RECORDED INFORMATION:
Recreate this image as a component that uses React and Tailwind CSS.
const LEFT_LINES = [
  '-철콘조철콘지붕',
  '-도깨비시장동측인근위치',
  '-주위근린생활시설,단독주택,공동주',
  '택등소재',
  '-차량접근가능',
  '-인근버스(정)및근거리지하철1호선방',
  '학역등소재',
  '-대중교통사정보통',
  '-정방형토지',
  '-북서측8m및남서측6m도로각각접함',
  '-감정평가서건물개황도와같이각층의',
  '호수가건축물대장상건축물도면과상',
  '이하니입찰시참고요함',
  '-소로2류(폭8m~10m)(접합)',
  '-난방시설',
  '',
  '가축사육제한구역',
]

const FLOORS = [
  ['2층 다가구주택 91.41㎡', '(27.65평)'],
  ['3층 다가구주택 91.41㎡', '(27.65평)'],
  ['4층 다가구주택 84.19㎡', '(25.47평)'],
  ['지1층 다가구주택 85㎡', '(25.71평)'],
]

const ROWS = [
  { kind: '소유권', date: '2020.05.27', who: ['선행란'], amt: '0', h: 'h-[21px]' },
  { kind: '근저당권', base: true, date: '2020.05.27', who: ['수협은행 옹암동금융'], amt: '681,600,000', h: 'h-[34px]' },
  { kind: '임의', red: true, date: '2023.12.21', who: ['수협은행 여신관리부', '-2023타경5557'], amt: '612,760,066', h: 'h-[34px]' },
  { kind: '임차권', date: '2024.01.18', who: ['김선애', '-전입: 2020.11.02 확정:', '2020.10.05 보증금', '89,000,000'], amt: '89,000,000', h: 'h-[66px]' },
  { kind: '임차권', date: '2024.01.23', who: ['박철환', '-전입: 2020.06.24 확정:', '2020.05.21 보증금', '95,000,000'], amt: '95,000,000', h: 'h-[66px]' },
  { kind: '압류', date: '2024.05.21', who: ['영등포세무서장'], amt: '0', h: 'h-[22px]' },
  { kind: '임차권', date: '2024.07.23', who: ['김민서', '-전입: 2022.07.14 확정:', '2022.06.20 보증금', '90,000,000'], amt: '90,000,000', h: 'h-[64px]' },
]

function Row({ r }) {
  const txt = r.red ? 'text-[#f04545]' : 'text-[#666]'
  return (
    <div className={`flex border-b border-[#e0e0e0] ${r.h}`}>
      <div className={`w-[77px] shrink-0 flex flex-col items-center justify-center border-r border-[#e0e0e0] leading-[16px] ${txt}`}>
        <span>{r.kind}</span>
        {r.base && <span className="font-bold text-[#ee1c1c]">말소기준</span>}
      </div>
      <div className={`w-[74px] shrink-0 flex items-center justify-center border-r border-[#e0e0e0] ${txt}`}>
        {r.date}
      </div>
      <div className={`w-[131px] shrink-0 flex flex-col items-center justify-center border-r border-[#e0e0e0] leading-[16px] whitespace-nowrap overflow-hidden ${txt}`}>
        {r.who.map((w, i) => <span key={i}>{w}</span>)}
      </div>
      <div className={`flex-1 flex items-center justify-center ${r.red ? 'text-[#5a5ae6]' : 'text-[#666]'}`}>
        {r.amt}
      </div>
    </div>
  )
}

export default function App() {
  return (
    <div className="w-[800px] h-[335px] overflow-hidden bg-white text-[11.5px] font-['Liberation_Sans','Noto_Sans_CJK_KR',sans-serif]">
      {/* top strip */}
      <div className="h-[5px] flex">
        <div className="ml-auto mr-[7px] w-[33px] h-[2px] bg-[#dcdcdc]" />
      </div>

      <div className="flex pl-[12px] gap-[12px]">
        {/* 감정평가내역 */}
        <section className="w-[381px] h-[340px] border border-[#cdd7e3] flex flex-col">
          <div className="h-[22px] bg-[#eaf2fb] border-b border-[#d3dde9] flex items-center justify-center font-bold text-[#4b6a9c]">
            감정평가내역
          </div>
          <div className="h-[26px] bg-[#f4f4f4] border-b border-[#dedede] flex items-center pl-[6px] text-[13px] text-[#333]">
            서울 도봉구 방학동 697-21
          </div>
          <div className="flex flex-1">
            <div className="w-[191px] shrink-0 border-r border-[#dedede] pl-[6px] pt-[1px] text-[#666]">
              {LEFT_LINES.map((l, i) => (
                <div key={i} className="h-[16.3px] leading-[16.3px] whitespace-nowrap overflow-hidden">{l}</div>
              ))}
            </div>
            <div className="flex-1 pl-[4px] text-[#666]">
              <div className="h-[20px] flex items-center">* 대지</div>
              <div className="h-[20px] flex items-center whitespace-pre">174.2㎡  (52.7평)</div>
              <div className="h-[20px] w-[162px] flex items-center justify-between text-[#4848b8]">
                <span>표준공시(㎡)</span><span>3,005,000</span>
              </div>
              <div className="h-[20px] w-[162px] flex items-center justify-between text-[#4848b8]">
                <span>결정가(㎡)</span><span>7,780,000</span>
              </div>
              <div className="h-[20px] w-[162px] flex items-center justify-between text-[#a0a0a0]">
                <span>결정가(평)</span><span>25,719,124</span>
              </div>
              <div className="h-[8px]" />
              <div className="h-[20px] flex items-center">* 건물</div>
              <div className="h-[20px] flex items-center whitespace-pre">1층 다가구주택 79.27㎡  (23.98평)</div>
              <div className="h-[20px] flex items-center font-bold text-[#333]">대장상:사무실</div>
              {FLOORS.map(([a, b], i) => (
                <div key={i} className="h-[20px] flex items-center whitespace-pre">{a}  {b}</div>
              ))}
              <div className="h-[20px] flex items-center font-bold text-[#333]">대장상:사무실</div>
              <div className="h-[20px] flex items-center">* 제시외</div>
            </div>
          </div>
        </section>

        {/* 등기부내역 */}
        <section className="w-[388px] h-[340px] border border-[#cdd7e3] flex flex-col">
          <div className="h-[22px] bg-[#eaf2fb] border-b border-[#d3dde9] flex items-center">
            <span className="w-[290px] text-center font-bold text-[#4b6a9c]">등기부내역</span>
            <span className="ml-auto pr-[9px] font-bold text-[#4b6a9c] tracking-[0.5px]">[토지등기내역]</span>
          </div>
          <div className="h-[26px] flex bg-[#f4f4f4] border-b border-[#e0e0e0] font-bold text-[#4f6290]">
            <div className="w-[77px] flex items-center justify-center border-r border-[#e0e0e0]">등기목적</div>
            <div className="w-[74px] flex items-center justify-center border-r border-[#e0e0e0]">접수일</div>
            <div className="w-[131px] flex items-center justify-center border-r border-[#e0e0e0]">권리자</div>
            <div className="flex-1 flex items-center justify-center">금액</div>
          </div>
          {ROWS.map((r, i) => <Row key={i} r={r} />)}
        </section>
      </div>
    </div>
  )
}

AIM:
Type out all of the material again, word for word.

REPLY TO THE EXERCISE:
Recreate this image as a component that uses React and Tailwind CSS.
const LEFT_LINES = [
  '-철콘조철콘지붕',
  '-도깨비시장동측인근위치',
  '-주위근린생활시설,단독주택,공동주',
  '택등소재',
  '-차량접근가능',
  '-인근버스(정)및근거리지하철1호선방',
  '학역등소재',
  '-대중교통사정보통',
  '-정방형토지',
  '-북서측8m및남서측6m도로각각접함',
  '-감정평가서건물개황도와같이각층의',
  '호수가건축물대장상건축물도면과상',
  '이하니입찰시참고요함',
  '-소로2류(폭8m~10m)(접합)',
  '-난방시설',
  '',
  '가축사육제한구역',
]

const FLOORS = [
  ['2층 다가구주택 91.41㎡', '(27.65평)'],
  ['3층 다가구주택 91.41㎡', '(27.65평)'],
  ['4층 다가구주택 84.19㎡', '(25.47평)'],
  ['지1층 다가구주택 85㎡', '(25.71평)'],
]

const ROWS = [
  { kind: '소유권', date: '2020.05.27', who: ['선행란'], amt: '0', h: 'h-[21px]' },
  { kind: '근저당권', base: true, date: '2020.05.27', who: ['수협은행 옹암동금융'], amt: '681,600,000', h: 'h-[34px]' },
  { kind: '임의', red: true, date: '2023.12.21', who: ['수협은행 여신관리부', '-2023타경5557'], amt: '612,760,066', h: 'h-[34px]' },
  { kind: '임차권', date: '2024.01.18', who: ['김선애', '-전입: 2020.11.02 확정:', '2020.10.05 보증금', '89,000,000'], amt: '89,000,000', h: 'h-[66px]' },
  { kind: '임차권', date: '2024.01.23', who: ['박철환', '-전입: 2020.06.24 확정:', '2020.05.21 보증금', '95,000,000'], amt: '95,000,000', h: 'h-[66px]' },
  { kind: '압류', date: '2024.05.21', who: ['영등포세무서장'], amt: '0', h: 'h-[22px]' },
  { kind: '임차권', date: '2024.07.23', who: ['김민서', '-전입: 2022.07.14 확정:', '2022.06.20 보증금', '90,000,000'], amt: '90,000,000', h: 'h-[64px]' },
]

function Row({ r }) {
  const txt = r.red ? 'text-[#f04545]' : 'text-[#666]'
  return (
    <div className={`flex border-b border-[#e0e0e0] ${r.h}`}>
      <div className={`w-[77px] shrink-0 flex flex-col items-center justify-center border-r border-[#e0e0e0] leading-[16px] ${txt}`}>
        <span>{r.kind}</span>
        {r.base && <span className="font-bold text-[#ee1c1c]">말소기준</span>}
      </div>
      <div className={`w-[74px] shrink-0 flex items-center justify-center border-r border-[#e0e0e0] ${txt}`}>
        {r.date}
      </div>
      <div className={`w-[131px] shrink-0 flex flex-col items-center justify-center border-r border-[#e0e0e0] leading-[16px] whitespace-nowrap overflow-hidden ${txt}`}>
        {r.who.map((w, i) => <span key={i}>{w}</span>)}
      </div>
      <div className={`flex-1 flex items-center justify-center ${r.red ? 'text-[#5a5ae6]' : 'text-[#666]'}`}>
        {r.amt}
      </div>
    </div>
  )
}

export default function App() {
  return (
    <div className="w-[800px] h-[335px] overflow-hidden bg-white text-[11.5px] font-['Liberation_Sans','Noto_Sans_CJK_KR',sans-serif]">
      {/* top strip */}
      <div className="h-[5px] flex">
        <div className="ml-auto mr-[7px] w-[33px] h-[2px] bg-[#dcdcdc]" />
      </div>

      <div className="flex pl-[12px] gap-[12px]">
        {/* 감정평가내역 */}
        <section className="w-[381px] h-[340px] border border-[#cdd7e3] flex flex-col">
          <div className="h-[22px] bg-[#eaf2fb] border-b border-[#d3dde9] flex items-center justify-center font-bold text-[#4b6a9c]">
            감정평가내역
          </div>
          <div className="h-[26px] bg-[#f4f4f4] border-b border-[#dedede] flex items-center pl-[6px] text-[13px] text-[#333]">
            서울 도봉구 방학동 697-21
          </div>
          <div className="flex flex-1">
            <div className="w-[191px] shrink-0 border-r border-[#dedede] pl-[6px] pt-[1px] text-[#666]">
              {LEFT_LINES.map((l, i) => (
                <div key={i} className="h-[16.3px] leading-[16.3px] whitespace-nowrap overflow-hidden">{l}</div>
              ))}
            </div>
            <div className="flex-1 pl-[4px] text-[#666]">
              <div className="h-[20px] flex items-center">* 대지</div>
              <div className="h-[20px] flex items-center whitespace-pre">174.2㎡  (52.7평)</div>
              <div className="h-[20px] w-[162px] flex items-center justify-between text-[#4848b8]">
                <span>표준공시(㎡)</span><span>3,005,000</span>
              </div>
              <div className="h-[20px] w-[162px] flex items-center justify-between text-[#4848b8]">
                <span>결정가(㎡)</span><span>7,780,000</span>
              </div>
              <div className="h-[20px] w-[162px] flex items-center justify-between text-[#a0a0a0]">
                <span>결정가(평)</span><span>25,719,124</span>
              </div>
              <div className="h-[8px]" />
              <div className="h-[20px] flex items-center">* 건물</div>
              <div className="h-[20px] flex items-center whitespace-pre">1층 다가구주택 79.27㎡  (23.98평)</div>
              <div className="h-[20px] flex items-center font-bold text-[#333]">대장상:사무실</div>
              {FLOORS.map(([a, b], i) => (
                <div key={i} className="h-[20px] flex items-center whitespace-pre">{a}  {b}</div>
              ))}
              <div className="h-[20px] flex items-center font-bold text-[#333]">대장상:사무실</div>
              <div className="h-[20px] flex items-center">* 제시외</div>
            </div>
          </div>
        </section>

        {/* 등기부내역 */}
        <section className="w-[388px] h-[340px] border border-[#cdd7e3] flex flex-col">
          <div className="h-[22px] bg-[#eaf2fb] border-b border-[#d3dde9] flex items-center">
            <span className="w-[290px] text-center font-bold text-[#4b6a9c]">등기부내역</span>
            <span className="ml-auto pr-[9px] font-bold text-[#4b6a9c] tracking-[0.5px]">[토지등기내역]</span>
          </div>
          <div className="h-[26px] flex bg-[#f4f4f4] border-b border-[#e0e0e0] font-bold text-[#4f6290]">
            <div className="w-[77px] flex items-center justify-center border-r border-[#e0e0e0]">등기목적</div>
            <div className="w-[74px] flex items-center justify-center border-r border-[#e0e0e0]">접수일</div>
            <div className="w-[131px] flex items-center justify-center border-r border-[#e0e0e0]">권리자</div>
            <div className="flex-1 flex items-center justify-center">금액</div>
          </div>
          {ROWS.map((r, i) => <Row key={i} r={r} />)}
        </section>
      </div>
    </div>
  )
}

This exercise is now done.